Exercise brief :: Return precisely the span of lines from the top of the material below to the line containing "import React from 'react';", both included. Pictures are excluded.

Available data ::
# # # # #

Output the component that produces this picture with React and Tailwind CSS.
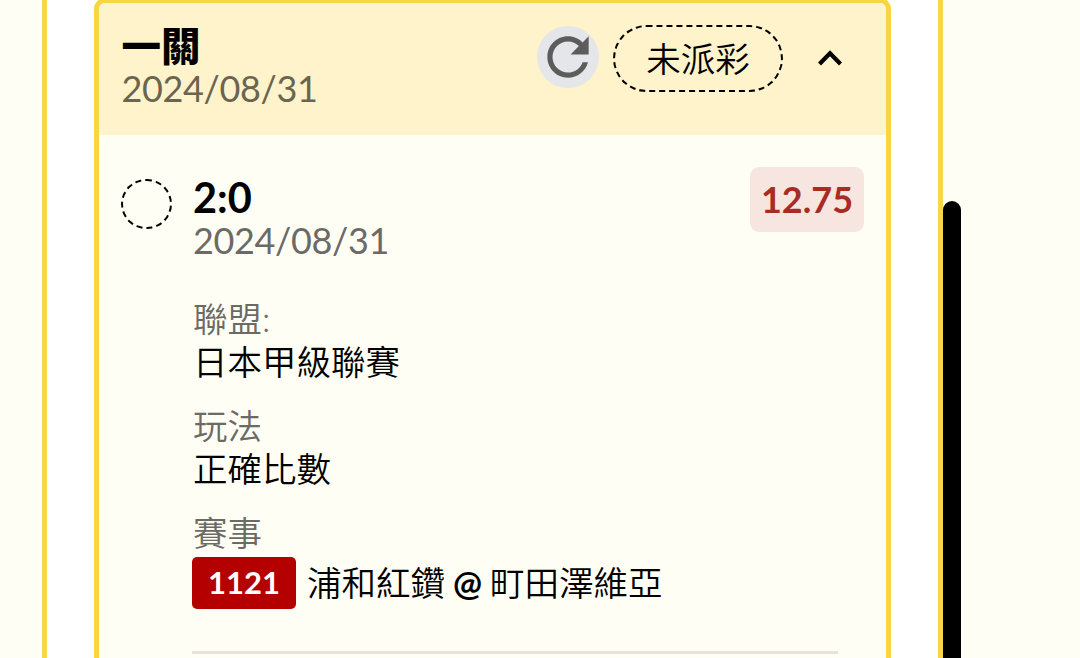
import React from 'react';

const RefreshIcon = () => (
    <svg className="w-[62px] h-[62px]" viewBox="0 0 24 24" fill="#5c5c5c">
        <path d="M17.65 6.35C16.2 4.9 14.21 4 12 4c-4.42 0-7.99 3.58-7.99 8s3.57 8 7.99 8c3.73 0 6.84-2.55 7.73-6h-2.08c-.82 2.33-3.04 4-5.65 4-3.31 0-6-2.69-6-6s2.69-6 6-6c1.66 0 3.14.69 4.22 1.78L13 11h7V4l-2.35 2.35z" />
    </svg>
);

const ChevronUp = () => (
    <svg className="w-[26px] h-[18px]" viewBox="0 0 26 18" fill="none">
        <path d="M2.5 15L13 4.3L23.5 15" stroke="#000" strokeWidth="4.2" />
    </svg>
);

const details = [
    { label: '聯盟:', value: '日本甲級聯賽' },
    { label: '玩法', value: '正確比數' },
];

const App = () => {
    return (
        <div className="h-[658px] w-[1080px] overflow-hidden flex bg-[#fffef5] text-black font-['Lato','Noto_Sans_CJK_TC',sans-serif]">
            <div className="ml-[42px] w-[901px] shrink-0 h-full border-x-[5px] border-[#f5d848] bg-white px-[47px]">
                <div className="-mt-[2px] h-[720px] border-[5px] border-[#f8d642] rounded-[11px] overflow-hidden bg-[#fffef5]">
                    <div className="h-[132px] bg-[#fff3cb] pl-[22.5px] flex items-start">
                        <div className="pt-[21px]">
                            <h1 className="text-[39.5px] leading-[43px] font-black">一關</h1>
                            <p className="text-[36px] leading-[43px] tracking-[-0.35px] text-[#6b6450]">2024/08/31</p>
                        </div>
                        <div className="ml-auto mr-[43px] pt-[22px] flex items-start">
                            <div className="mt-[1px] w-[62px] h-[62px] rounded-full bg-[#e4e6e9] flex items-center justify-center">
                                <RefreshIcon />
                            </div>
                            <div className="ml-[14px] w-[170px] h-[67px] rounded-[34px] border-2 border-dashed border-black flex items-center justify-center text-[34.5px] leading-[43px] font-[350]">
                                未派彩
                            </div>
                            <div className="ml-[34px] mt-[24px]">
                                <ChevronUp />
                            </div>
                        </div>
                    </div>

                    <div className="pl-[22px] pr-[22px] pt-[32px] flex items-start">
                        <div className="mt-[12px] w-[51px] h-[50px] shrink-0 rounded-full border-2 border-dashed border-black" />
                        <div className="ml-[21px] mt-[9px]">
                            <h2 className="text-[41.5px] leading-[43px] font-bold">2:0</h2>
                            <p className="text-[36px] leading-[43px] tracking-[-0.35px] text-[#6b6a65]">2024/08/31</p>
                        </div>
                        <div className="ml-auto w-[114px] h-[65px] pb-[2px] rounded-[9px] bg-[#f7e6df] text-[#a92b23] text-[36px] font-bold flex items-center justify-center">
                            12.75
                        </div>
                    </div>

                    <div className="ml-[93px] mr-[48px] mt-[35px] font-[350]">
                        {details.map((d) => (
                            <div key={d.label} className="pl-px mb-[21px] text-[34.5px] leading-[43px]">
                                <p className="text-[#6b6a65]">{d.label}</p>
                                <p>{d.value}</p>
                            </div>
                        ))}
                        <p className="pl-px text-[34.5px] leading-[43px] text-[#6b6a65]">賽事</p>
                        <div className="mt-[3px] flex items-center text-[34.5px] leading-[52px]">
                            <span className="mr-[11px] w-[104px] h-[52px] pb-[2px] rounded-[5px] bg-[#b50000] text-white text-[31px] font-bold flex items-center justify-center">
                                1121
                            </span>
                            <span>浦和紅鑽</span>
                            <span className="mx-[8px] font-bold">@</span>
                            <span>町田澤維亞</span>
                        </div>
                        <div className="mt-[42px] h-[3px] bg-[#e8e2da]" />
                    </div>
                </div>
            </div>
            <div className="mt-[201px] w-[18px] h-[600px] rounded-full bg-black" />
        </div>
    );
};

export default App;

# # # # #

The solution ::
Output the component that produces this picture with React and Tailwind CSS.
import React from 'react';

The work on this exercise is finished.